Sports Publications
Topic: RSS FeedColleges confront athletic issues; institution leaders attack gender violence, other problems with a zero-tolerance zeal and a sense of urgency
Sporting News, The, Feb 10, 1997 by Richard Lapchick
Although we continue to read about problems confronting college sports, there has been a growing -- and welcome -- trend of presidents, athletic directors and the sports community acting quickly to confront the issues.
Boston College immediately suspended 13 football players when a gambling scandal rocked the campus -- and none was allowed to return in 1996. Any hint of gambling on campus understandably triggers fears of organized crime and the new BC president the Rev. William Leahy charged his administration to act. Chet Gladchuk, the school's athletic director, made the story public, brought in the district attorney and quickly removed the implicated players from the team.
Less than 18 months after Jim Harrick led UCLA's basketball team to a national championship, an expense-report scandal vaulted him into the headlines. With a speed rarely seen in college sports, UCLA chancellor Charles Young and athletic director Peter Dalis removed Harrick as coach.
When more than 30 Rhode Island football players sealed off a fraternity house and assaulted three residents, school president Robert Carothers and athletic director Ron Petro acted quickly. They removed two players from the team, suspended 25 others and forfeited the team's next game at Connecticut.
UConn officials were the ones doing the suspending a few months later when they reported two basketball players for NCAA infractions involving the reported purchase of airline tickets and suspended them.
In each case, the damage to the school's image and reputation has not been fully measured. But the immediate and decisive responses of institutional leadership tell the public that even though things had gotten temporarily out of control, order has been restored.
The latest example of "taking control" has national implications. It came when the National Consortium for Academics and Sports became the first sports organization to take a zero-tolerance stand for athletes convicted of gender violence. The 127 member colleges and universities adopted a Sense of the Consortium Resolution at the closing session of its annual conference recently in Boston.
The resolution stated that any athlete convicted of rape, sexual assault or battery will be banned from intercollegiate competition for a minimum of one year at the member institution. This applies to any student athlete who has been convicted of such an act in campus judicial proceedings or in the criminal courts.

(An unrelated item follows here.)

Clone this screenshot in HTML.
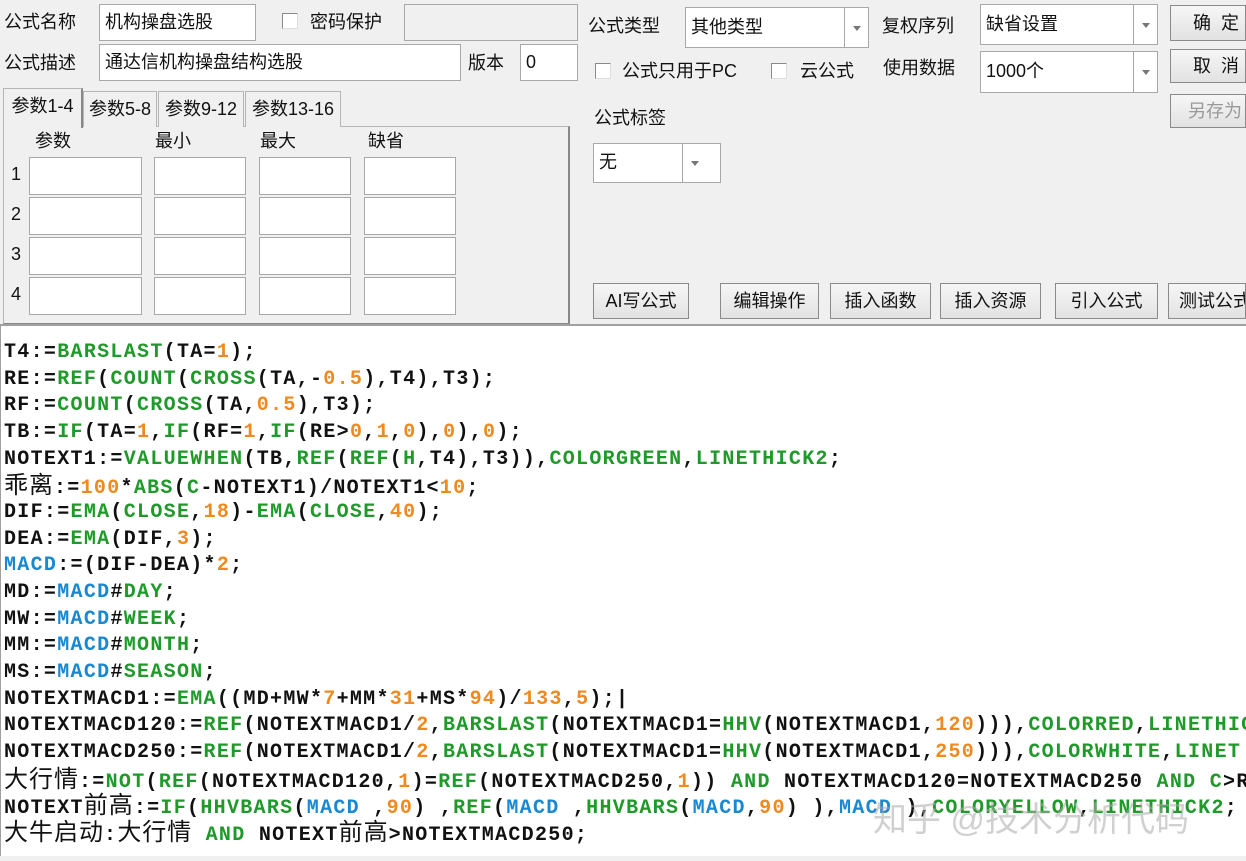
<!DOCTYPE html><html><head><meta charset="utf-8"><style>
*{margin:0;padding:0;box-sizing:border-box}
body{width:1246px;height:861px;background:#f0f0f0;position:relative;overflow:hidden;font-family:"Liberation Sans","Noto Sans CJK SC",sans-serif;font-size:18px;color:#111}
.a{position:absolute}
.inp{position:absolute;background:#fff;border:1px solid #a8a8a8;padding:2px 5px;line-height:30px;white-space:nowrap;overflow:hidden}
.lbl{position:absolute;white-space:nowrap;line-height:24px}
.cb{position:absolute;width:16px;height:16px;background:#fff;border:1px solid #8a8a8a;border-right-color:#ddd;border-bottom-color:#ddd}
.dd{position:absolute;top:0;bottom:0;right:0;width:24px;border-left:1px solid #a8a8a8}
.dd:after{content:"";position:absolute;left:8px;top:50%;margin-top:-2px;border:4px solid transparent;border-top:5px solid #777}
.btn{position:absolute;border:1px solid #8a8a8a;background:linear-gradient(#f6f6f6,#e2e2e2);text-align:center;white-space:nowrap;overflow:hidden;font-size:18px}
.cell{position:absolute;background:#fff;border:1px solid #a8a8a8;height:38px}
.tab{position:absolute;border:1px solid #b5b5b5;border-bottom:none;background:#f0f0f0;text-align:center;line-height:34px;font-size:18px}
#code{position:absolute;left:0;top:324px;width:1246px;height:532px;background:#fff;border-top:2px solid #a0a0a0;border-left:1px solid #a0a0a0;overflow:hidden}
.l{position:absolute;left:3px;white-space:pre;font-family:"Liberation Mono",monospace;font-weight:bold;font-size:20px;letter-spacing:1.3px;line-height:26px;color:#111}
.g{color:#1f9a2a}.o{color:#f08a1e}.b{color:#1a88d0}
.c{font-family:"Liberation Sans","Noto Sans CJK SC",sans-serif;font-weight:normal;font-size:24px;letter-spacing:1px}
</style></head><body>
<div class="lbl" style="left:4px;top:10px">公式名称</div>
<div class="inp" style="left:99px;top:4px;width:157px;height:37px">机构操盘选股</div>
<div class="cb" style="left:282px;top:13px"></div>
<div class="lbl" style="left:310px;top:10px">密码保护</div>
<div class="inp" style="left:404px;top:4px;width:174px;height:37px;background:#f0f0f0"></div>
<div class="lbl" style="left:4px;top:51px">公式描述</div>
<div class="inp" style="left:99px;top:44px;width:362px;height:37px">通达信机构操盘结构选股</div>
<div class="lbl" style="left:468px;top:51px">版本</div>
<div class="inp" style="left:520px;top:44px;width:58px;height:37px">0</div>

<div class="a" style="left:3px;top:126px;width:567px;height:199px;border:1px solid #b5b5b5;border-right:2px solid #888;border-bottom:2px solid #888"></div>
<div class="tab" style="left:83px;top:91px;width:74px;height:36px">参数5-8</div>
<div class="tab" style="left:158px;top:91px;width:86px;height:36px">参数9-12</div>
<div class="tab" style="left:245px;top:91px;width:96px;height:36px">参数13-16</div>
<div class="tab" style="left:3px;top:88px;width:80px;height:40px;border-right:2px solid #888;line-height:34px">参数1-4</div>
<div class="lbl" style="left:35px;top:129px">参数</div>
<div class="lbl" style="left:155px;top:129px">最小</div>
<div class="lbl" style="left:260px;top:129px">最大</div>
<div class="lbl" style="left:368px;top:129px">缺省</div>
<div class="lbl" style="left:11px;top:162px">1</div><div class="lbl" style="left:11px;top:202px">2</div><div class="lbl" style="left:11px;top:242px">3</div><div class="lbl" style="left:11px;top:282px">4</div>
<div class="cell" style="left:29px;top:157px;width:113px"></div><div class="cell" style="left:154px;top:157px;width:92px"></div><div class="cell" style="left:259px;top:157px;width:92px"></div><div class="cell" style="left:364px;top:157px;width:92px"></div>
<div class="cell" style="left:29px;top:197px;width:113px"></div><div class="cell" style="left:154px;top:197px;width:92px"></div><div class="cell" style="left:259px;top:197px;width:92px"></div><div class="cell" style="left:364px;top:197px;width:92px"></div>
<div class="cell" style="left:29px;top:237px;width:113px"></div><div class="cell" style="left:154px;top:237px;width:92px"></div><div class="cell" style="left:259px;top:237px;width:92px"></div><div class="cell" style="left:364px;top:237px;width:92px"></div>
<div class="cell" style="left:29px;top:277px;width:113px"></div><div class="cell" style="left:154px;top:277px;width:92px"></div><div class="cell" style="left:259px;top:277px;width:92px"></div><div class="cell" style="left:364px;top:277px;width:92px"></div>

<div class="lbl" style="left:588px;top:14px">公式类型</div>
<div class="inp" style="left:685px;top:7px;width:184px;height:41px;line-height:34px">其他类型<div class="dd"></div></div>
<div class="lbl" style="left:882px;top:14px">复权序列</div>
<div class="inp" style="left:980px;top:4px;width:178px;height:41px;line-height:34px">缺省设置<div class="dd"></div></div>
<div class="btn" style="left:1170px;top:5px;width:76px;height:36px;line-height:34px;text-align:left;padding-left:22px">确&nbsp; 定</div>
<div class="btn" style="left:1170px;top:49px;width:76px;height:34px;line-height:32px;text-align:left;padding-left:22px">取&nbsp; 消</div>
<div class="btn" style="left:1170px;top:94px;width:76px;height:34px;line-height:32px;color:#999;text-align:left;padding-left:17px">另存为</div>
<div class="cb" style="left:595px;top:63px"></div>
<div class="lbl" style="left:622px;top:59px">公式只用于PC</div>
<div class="cb" style="left:771px;top:63px"></div>
<div class="lbl" style="left:800px;top:59px">云公式</div>
<div class="lbl" style="left:883px;top:56px">使用数据</div>
<div class="inp" style="left:980px;top:51px;width:178px;height:42px;line-height:34px">1000个<div class="dd"></div></div>
<div class="lbl" style="left:594px;top:106px">公式标签</div>
<div class="inp" style="left:593px;top:143px;width:128px;height:40px;line-height:32px">无<div class="dd" style="width:38px"></div></div>
<div class="btn" style="left:593px;top:283px;width:96px;height:36px;line-height:34px">AI写公式</div>
<div class="btn" style="left:720px;top:283px;width:99px;height:36px;line-height:34px">编辑操作</div>
<div class="btn" style="left:830px;top:283px;width:101px;height:36px;line-height:34px">插入函数</div>
<div class="btn" style="left:940px;top:283px;width:101px;height:36px;line-height:34px">插入资源</div>
<div class="btn" style="left:1055px;top:283px;width:103px;height:36px;line-height:34px">引入公式</div>
<div class="btn" style="left:1168px;top:283px;width:78px;height:36px;line-height:34px;text-align:left;padding-left:10px">测试公式</div>

<div id="code">
<div class="l" style="top:14px">T4:=<span class="g">BARSLAST</span>(TA=<span class="o">1</span>);</div>
<div class="l" style="top:41px">RE:=<span class="g">REF</span>(<span class="g">COUNT</span>(<span class="g">CROSS</span>(TA,-<span class="o">0.5</span>),T4),T3);</div>
<div class="l" style="top:67px">RF:=<span class="g">COUNT</span>(<span class="g">CROSS</span>(TA,<span class="o">0.5</span>),T3);</div>
<div class="l" style="top:94px">TB:=<span class="g">IF</span>(TA=<span class="o">1</span>,<span class="g">IF</span>(RF=<span class="o">1</span>,<span class="g">IF</span>(RE&gt;<span class="o">0</span>,<span class="o">1</span>,<span class="o">0</span>),<span class="o">0</span>),<span class="o">0</span>);</div>
<div class="l" style="top:121px">NOTEXT1:=<span class="g">VALUEWHEN</span>(TB,<span class="g">REF</span>(<span class="g">REF</span>(<span class="g">H</span>,T4),T3)),<span class="g">COLORGREEN</span>,<span class="g">LINETHICK2</span>;</div>
<div class="l" style="top:147px"><span class="c">乖离</span>:=<span class="o">100</span>*<span class="g">ABS</span>(<span class="g">C</span>-NOTEXT1)/NOTEXT1&lt;<span class="o">10</span>;</div>
<div class="l" style="top:174px">DIF:=<span class="g">EMA</span>(<span class="g">CLOSE</span>,<span class="o">18</span>)-<span class="g">EMA</span>(<span class="g">CLOSE</span>,<span class="o">40</span>);</div>
<div class="l" style="top:201px">DEA:=<span class="g">EMA</span>(DIF,<span class="o">3</span>);</div>
<div class="l" style="top:227px"><span class="b">MACD</span>:=(DIF-DEA)*<span class="o">2</span>;</div>
<div class="l" style="top:254px">MD:=<span class="b">MACD</span>#<span class="g">DAY</span>;</div>
<div class="l" style="top:281px">MW:=<span class="b">MACD</span>#<span class="g">WEEK</span>;</div>
<div class="l" style="top:307px">MM:=<span class="b">MACD</span>#<span class="g">MONTH</span>;</div>
<div class="l" style="top:334px">MS:=<span class="b">MACD</span>#<span class="g">SEASON</span>;</div>
<div class="l" style="top:361px">NOTEXTMACD1:=<span class="g">EMA</span>((MD+MW*<span class="o">7</span>+MM*<span class="o">31</span>+MS*<span class="o">94</span>)/<span class="o">133</span>,<span class="o">5</span>);|</div>
<div class="l" style="top:387px">NOTEXTMACD120:=<span class="g">REF</span>(NOTEXTMACD1/<span class="o">2</span>,<span class="g">BARSLAST</span>(NOTEXTMACD1=<span class="g">HHV</span>(NOTEXTMACD1,<span class="o">120</span>))),<span class="g">COLORRED</span>,<span class="g">LINETHIC</span></div>
<div class="l" style="top:414px">NOTEXTMACD250:=<span class="g">REF</span>(NOTEXTMACD1/<span class="o">2</span>,<span class="g">BARSLAST</span>(NOTEXTMACD1=<span class="g">HHV</span>(NOTEXTMACD1,<span class="o">250</span>))),<span class="g">COLORWHITE</span>,<span class="g">LINET</span></div>
<div class="l" style="top:441px"><span class="c">大行情</span>:=<span class="g">NOT</span>(<span class="g">REF</span>(NOTEXTMACD120,<span class="o">1</span>)=<span class="g">REF</span>(NOTEXTMACD250,<span class="o">1</span>)) <span class="g">AND</span> NOTEXTMACD120=NOTEXTMACD250 <span class="g">AND</span> <span class="g">C</span>&gt;R</div>
<div class="l" style="top:467px">NOTEXT<span class="c">前高</span>:=<span class="g">IF</span>(<span class="g">HHVBARS</span>(<span class="b">MACD</span> ,<span class="o">90</span>) ,<span class="g">REF</span>(<span class="b">MACD</span> ,<span class="g">HHVBARS</span>(<span class="b">MACD</span>,<span class="o">90</span>) ),<span class="b">MACD</span> ),<span class="g">COLORYELLOW</span>,<span class="g">LINETHICK2</span>;</div>
<div class="l" style="top:494px"><span class="c">大牛启动</span>:<span class="c">大行情</span> <span class="g">AND</span> NOTEXT<span class="c">前高</span>&gt;NOTEXTMACD250;</div>
<div class="a" style="left:872px;top:466px;font-size:34px;color:rgba(170,170,170,0.55);white-space:nowrap;font-family:'Liberation Sans','Noto Sans CJK SC',sans-serif">知乎 @技术分析代码</div>
</div>
</body></html>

Consortium leaders believe it will be a powerful way to protect potential victims, send a zero-tolerance message to perpetrators and provide a process for those perpetrators to receive appropriate counseling and work their way back into the campus community.
If a banned student athlete meets certain criteria -- participation in ongoing counseling, public statements of apology, messages to young people about the unacceptability of gender violence and all forms of abusive behavior -- he can petition for reinstatement. If convicted of a similar act a second time, the student athlete would be permanently banned.
Incidents of athletes being accused of gender violence have created the impression that athletes are more inclined toward gender violence than nonathletes. That's not true. The problem clearly is one of men in America -- and not just athletes.
There are approximately 850,000 rapes in America each year, or more than 2,300 per day. Another 3 million women are battered annually, or more than 8,000 every day. Three major newspapers have surveyed athletes and gender violence over a span covering 10 of the past 15 years (the Philadelphia Daily News, 1983-85; The Washington Post, 1989-94; and the Los Angeles Times, 1995). The surveys pinpoint 308 athletes accused of some form of gender violence. On the face of it, that is a frightening number. But to put it in perspective, that total is matched by American men overall every 44 minutes.
Keith Lee, the director of the consortium's western office at the University of Nevada, says, "By this stand, the consortium is once again taking a leadership role on the issue of men's violence against women."
The quick and conclusive actions at Boston College, UCLA, Rhode Island and Connecticut combined with the consortium's initiative on gender violence, are welcome signs that those in charge will not ignore the realities of society as they continue to enter the previously cloistered world of intercollegiate athletics.